## What you should do
List all lines of the data that include the string "styles".

## Material provided
□ □ □ □ □
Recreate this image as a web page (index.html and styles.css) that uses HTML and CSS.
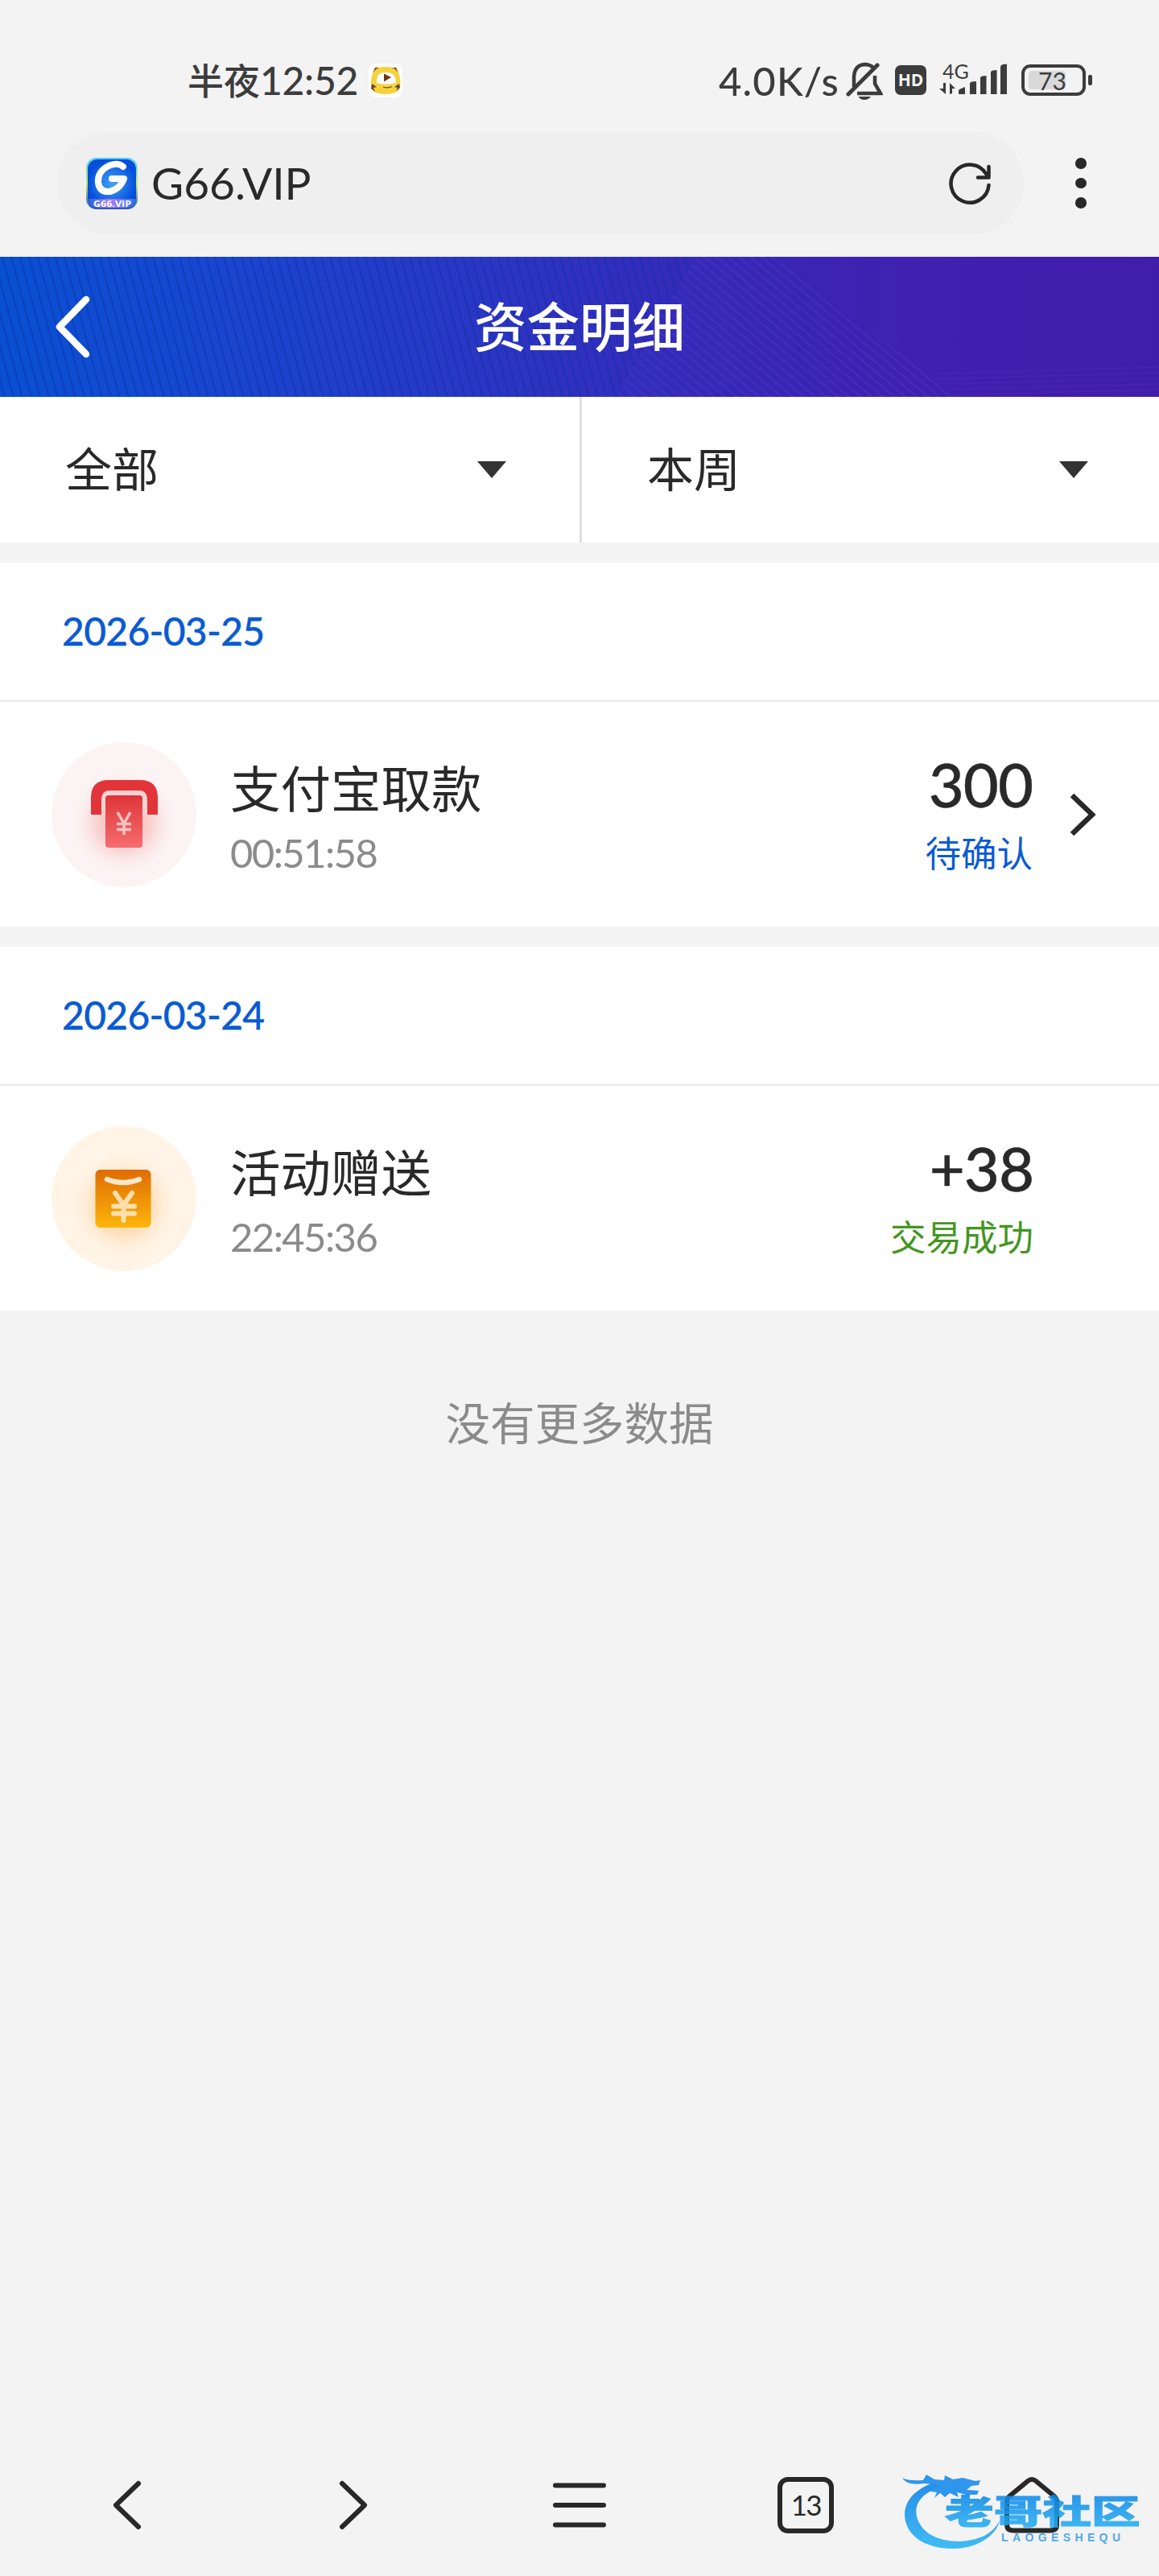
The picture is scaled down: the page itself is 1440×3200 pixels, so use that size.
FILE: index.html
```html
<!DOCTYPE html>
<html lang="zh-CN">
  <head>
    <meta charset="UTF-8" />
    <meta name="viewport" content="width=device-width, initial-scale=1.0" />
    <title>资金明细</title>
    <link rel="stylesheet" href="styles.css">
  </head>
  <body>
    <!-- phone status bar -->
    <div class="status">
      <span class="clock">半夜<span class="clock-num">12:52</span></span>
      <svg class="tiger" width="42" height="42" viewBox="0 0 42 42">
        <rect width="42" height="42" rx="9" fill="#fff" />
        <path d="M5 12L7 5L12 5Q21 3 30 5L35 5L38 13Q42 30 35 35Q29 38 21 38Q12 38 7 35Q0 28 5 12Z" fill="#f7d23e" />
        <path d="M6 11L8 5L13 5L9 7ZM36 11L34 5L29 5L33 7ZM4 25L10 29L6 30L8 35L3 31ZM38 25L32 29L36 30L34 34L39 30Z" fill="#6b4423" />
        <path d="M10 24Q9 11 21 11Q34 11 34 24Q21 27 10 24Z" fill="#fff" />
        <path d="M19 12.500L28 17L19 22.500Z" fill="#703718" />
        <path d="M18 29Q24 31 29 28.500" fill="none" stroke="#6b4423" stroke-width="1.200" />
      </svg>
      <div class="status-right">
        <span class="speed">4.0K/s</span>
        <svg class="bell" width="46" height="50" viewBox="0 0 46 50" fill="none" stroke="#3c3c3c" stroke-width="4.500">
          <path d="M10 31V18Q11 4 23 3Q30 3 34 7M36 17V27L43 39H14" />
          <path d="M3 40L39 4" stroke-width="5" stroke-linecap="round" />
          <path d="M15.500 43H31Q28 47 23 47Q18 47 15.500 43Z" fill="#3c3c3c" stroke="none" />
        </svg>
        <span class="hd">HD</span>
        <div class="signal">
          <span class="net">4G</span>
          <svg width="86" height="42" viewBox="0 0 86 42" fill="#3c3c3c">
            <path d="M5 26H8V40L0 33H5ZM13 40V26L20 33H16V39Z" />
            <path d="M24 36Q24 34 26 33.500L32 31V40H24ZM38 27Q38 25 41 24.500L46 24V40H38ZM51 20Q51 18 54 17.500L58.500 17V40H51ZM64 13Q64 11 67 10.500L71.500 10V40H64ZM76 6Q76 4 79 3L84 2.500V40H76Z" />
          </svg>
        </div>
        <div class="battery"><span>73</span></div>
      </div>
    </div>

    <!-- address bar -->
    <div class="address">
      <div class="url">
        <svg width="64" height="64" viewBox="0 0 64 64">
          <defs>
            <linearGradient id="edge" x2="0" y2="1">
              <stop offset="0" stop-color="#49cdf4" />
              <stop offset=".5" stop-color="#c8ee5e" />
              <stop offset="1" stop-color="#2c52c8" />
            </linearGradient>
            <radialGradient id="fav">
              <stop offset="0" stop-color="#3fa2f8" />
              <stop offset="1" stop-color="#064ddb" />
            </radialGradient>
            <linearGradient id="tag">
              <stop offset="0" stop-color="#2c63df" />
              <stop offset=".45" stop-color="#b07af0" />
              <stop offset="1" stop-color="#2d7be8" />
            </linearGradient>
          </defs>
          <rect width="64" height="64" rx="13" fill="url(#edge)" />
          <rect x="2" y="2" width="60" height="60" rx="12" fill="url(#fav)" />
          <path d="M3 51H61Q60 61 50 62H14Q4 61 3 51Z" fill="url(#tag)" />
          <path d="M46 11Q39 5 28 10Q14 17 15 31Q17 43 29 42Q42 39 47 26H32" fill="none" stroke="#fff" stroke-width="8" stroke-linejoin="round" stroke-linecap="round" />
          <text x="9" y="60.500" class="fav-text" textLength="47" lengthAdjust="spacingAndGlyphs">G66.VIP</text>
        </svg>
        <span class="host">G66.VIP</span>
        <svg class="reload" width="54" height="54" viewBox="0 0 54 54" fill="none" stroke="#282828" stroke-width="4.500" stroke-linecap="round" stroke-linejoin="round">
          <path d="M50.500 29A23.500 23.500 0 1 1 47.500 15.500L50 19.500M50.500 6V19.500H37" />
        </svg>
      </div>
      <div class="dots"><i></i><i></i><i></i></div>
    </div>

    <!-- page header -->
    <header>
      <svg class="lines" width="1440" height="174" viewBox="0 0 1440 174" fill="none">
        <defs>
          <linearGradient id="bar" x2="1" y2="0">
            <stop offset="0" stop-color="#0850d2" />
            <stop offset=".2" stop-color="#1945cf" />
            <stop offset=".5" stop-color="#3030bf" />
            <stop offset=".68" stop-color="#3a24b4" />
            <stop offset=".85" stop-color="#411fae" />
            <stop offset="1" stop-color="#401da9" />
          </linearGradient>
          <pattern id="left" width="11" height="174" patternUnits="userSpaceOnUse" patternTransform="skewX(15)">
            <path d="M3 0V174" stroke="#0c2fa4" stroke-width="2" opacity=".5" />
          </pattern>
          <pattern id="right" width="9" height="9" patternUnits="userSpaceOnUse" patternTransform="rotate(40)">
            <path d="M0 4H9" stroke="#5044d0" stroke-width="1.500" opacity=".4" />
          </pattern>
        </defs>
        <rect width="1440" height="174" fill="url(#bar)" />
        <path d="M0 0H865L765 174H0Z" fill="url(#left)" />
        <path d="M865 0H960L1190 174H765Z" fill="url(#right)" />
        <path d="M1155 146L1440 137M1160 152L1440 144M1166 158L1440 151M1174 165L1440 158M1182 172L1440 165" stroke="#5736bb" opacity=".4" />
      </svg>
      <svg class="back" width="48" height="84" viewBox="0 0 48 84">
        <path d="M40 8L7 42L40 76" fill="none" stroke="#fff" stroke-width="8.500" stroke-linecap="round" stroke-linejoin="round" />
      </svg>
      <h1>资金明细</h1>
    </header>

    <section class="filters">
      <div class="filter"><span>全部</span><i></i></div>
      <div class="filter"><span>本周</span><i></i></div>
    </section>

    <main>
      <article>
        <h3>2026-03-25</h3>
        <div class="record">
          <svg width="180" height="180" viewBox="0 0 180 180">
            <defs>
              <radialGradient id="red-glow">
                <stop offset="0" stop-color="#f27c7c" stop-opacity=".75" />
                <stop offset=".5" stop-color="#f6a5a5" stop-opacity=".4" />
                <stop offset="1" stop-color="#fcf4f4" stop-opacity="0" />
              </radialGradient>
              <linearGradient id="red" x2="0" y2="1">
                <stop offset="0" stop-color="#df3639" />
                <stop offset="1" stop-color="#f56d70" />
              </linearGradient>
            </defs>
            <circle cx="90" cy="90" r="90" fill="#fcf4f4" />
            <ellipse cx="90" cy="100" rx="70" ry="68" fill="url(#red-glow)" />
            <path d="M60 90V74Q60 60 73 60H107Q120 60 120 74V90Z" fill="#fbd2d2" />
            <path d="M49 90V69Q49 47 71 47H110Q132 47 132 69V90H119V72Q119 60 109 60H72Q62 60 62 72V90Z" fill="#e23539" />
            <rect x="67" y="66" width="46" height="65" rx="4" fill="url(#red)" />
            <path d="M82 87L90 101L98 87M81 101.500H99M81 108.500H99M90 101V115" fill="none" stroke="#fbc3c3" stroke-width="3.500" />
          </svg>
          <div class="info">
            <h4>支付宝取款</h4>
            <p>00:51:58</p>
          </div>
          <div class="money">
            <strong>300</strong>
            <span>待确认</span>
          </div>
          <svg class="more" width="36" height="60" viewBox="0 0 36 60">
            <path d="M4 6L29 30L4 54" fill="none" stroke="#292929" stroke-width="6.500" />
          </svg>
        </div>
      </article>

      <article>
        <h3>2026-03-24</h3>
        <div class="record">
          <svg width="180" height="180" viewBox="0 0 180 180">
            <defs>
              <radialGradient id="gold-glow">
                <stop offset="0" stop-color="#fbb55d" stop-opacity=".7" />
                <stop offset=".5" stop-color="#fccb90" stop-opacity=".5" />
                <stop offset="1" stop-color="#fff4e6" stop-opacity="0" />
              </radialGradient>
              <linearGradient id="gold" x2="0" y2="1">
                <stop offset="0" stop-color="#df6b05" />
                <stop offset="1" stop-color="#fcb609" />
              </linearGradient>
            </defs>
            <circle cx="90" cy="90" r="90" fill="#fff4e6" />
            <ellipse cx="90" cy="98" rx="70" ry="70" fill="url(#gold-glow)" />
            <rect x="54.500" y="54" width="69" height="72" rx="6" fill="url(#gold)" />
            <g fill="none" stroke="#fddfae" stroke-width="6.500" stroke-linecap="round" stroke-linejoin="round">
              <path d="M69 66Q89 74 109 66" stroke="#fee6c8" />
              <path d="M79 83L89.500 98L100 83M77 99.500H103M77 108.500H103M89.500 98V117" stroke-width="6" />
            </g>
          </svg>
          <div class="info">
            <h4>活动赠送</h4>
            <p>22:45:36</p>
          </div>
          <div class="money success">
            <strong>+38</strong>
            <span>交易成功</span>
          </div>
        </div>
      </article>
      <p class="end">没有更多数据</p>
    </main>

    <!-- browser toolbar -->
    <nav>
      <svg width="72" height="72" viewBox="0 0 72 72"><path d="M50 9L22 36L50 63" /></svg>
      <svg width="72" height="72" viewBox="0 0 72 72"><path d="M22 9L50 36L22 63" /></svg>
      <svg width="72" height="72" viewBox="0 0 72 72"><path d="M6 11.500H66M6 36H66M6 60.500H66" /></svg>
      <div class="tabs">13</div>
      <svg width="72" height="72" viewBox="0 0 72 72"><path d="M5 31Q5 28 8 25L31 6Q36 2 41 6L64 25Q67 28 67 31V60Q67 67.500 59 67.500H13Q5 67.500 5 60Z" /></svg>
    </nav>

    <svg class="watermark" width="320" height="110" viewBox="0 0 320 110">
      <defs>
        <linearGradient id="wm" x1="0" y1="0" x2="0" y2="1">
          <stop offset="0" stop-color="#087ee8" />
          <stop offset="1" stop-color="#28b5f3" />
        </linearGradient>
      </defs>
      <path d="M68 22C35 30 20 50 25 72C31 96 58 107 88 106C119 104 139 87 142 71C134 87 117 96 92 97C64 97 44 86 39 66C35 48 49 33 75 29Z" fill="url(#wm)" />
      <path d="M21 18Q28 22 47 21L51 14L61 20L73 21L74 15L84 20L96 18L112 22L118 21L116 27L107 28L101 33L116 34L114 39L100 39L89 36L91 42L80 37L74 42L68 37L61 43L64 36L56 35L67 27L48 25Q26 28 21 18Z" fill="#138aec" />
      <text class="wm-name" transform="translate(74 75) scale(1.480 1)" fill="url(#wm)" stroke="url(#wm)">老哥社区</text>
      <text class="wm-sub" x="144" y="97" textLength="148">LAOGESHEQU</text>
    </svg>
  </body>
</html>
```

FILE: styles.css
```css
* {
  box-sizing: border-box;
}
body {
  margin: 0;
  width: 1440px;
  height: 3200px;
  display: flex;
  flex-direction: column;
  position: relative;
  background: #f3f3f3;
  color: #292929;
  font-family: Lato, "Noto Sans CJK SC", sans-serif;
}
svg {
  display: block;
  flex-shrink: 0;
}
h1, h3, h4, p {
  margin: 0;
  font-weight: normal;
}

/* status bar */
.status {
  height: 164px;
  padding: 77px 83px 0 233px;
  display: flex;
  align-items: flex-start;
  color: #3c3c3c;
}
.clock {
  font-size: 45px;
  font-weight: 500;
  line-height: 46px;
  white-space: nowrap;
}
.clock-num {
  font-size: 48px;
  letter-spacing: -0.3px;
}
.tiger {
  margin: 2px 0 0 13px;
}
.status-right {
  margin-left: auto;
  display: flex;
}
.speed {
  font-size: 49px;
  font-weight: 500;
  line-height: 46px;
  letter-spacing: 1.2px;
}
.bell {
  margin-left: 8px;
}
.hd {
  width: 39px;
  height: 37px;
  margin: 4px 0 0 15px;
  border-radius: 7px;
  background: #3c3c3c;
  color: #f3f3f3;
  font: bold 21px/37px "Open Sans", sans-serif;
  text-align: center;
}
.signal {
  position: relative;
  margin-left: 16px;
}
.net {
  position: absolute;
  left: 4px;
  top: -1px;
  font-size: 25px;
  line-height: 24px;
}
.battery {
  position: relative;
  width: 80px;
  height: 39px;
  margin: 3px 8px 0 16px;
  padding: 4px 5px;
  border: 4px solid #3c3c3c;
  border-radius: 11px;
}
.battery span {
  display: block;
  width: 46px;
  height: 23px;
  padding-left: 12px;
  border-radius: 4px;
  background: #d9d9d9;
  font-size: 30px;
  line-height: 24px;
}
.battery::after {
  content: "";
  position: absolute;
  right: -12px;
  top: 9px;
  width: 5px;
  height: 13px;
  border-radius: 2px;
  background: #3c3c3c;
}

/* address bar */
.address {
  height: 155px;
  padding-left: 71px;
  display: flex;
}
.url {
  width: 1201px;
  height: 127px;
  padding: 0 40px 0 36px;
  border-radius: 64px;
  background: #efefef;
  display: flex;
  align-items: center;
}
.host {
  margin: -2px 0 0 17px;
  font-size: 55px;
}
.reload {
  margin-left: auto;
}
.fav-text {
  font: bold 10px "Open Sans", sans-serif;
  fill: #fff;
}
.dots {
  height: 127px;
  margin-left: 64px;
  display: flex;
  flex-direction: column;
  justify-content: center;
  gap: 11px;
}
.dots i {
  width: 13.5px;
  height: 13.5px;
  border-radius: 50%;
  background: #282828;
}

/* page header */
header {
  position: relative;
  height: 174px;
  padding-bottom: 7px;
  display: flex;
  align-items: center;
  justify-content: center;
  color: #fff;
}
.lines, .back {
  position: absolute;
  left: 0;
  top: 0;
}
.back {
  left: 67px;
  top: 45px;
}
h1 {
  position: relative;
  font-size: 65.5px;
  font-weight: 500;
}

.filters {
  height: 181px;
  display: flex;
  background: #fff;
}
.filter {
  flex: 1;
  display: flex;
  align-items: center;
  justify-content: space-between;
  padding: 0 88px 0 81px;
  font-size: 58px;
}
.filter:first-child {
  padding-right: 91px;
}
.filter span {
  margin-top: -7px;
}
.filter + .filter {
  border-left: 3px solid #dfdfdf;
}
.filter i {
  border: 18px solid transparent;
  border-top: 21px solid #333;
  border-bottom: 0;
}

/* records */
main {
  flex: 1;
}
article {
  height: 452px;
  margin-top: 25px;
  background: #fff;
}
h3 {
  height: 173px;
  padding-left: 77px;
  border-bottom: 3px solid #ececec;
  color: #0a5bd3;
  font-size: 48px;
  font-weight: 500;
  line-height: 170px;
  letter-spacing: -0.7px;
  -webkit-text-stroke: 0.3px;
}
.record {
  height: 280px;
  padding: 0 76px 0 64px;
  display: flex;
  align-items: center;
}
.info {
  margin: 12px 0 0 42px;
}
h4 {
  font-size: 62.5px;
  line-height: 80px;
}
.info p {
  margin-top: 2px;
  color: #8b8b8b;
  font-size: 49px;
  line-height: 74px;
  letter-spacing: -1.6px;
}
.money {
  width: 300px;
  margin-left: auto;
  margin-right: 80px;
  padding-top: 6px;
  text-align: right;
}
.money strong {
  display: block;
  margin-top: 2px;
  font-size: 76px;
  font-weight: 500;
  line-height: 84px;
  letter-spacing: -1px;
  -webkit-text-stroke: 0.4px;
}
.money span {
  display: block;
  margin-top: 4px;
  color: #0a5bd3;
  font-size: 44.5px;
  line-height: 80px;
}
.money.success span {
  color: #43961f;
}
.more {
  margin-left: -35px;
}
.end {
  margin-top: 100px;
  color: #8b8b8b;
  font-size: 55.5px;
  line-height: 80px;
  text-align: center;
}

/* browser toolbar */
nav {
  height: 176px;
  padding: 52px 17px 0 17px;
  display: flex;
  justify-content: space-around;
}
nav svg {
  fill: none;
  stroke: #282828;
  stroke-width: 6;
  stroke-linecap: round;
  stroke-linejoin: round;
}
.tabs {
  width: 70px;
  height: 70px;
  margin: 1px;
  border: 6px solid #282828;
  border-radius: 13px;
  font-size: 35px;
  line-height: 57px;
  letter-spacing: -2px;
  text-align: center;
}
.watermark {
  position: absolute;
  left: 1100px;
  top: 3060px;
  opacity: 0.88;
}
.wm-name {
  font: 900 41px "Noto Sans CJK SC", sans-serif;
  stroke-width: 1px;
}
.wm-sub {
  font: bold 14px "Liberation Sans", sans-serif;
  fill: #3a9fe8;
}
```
□ □ □ □ □
## Finished exercise
Recreate this image as a web page (index.html and styles.css) that uses HTML and CSS.
    <link rel="stylesheet" href="styles.css">
FILE: styles.css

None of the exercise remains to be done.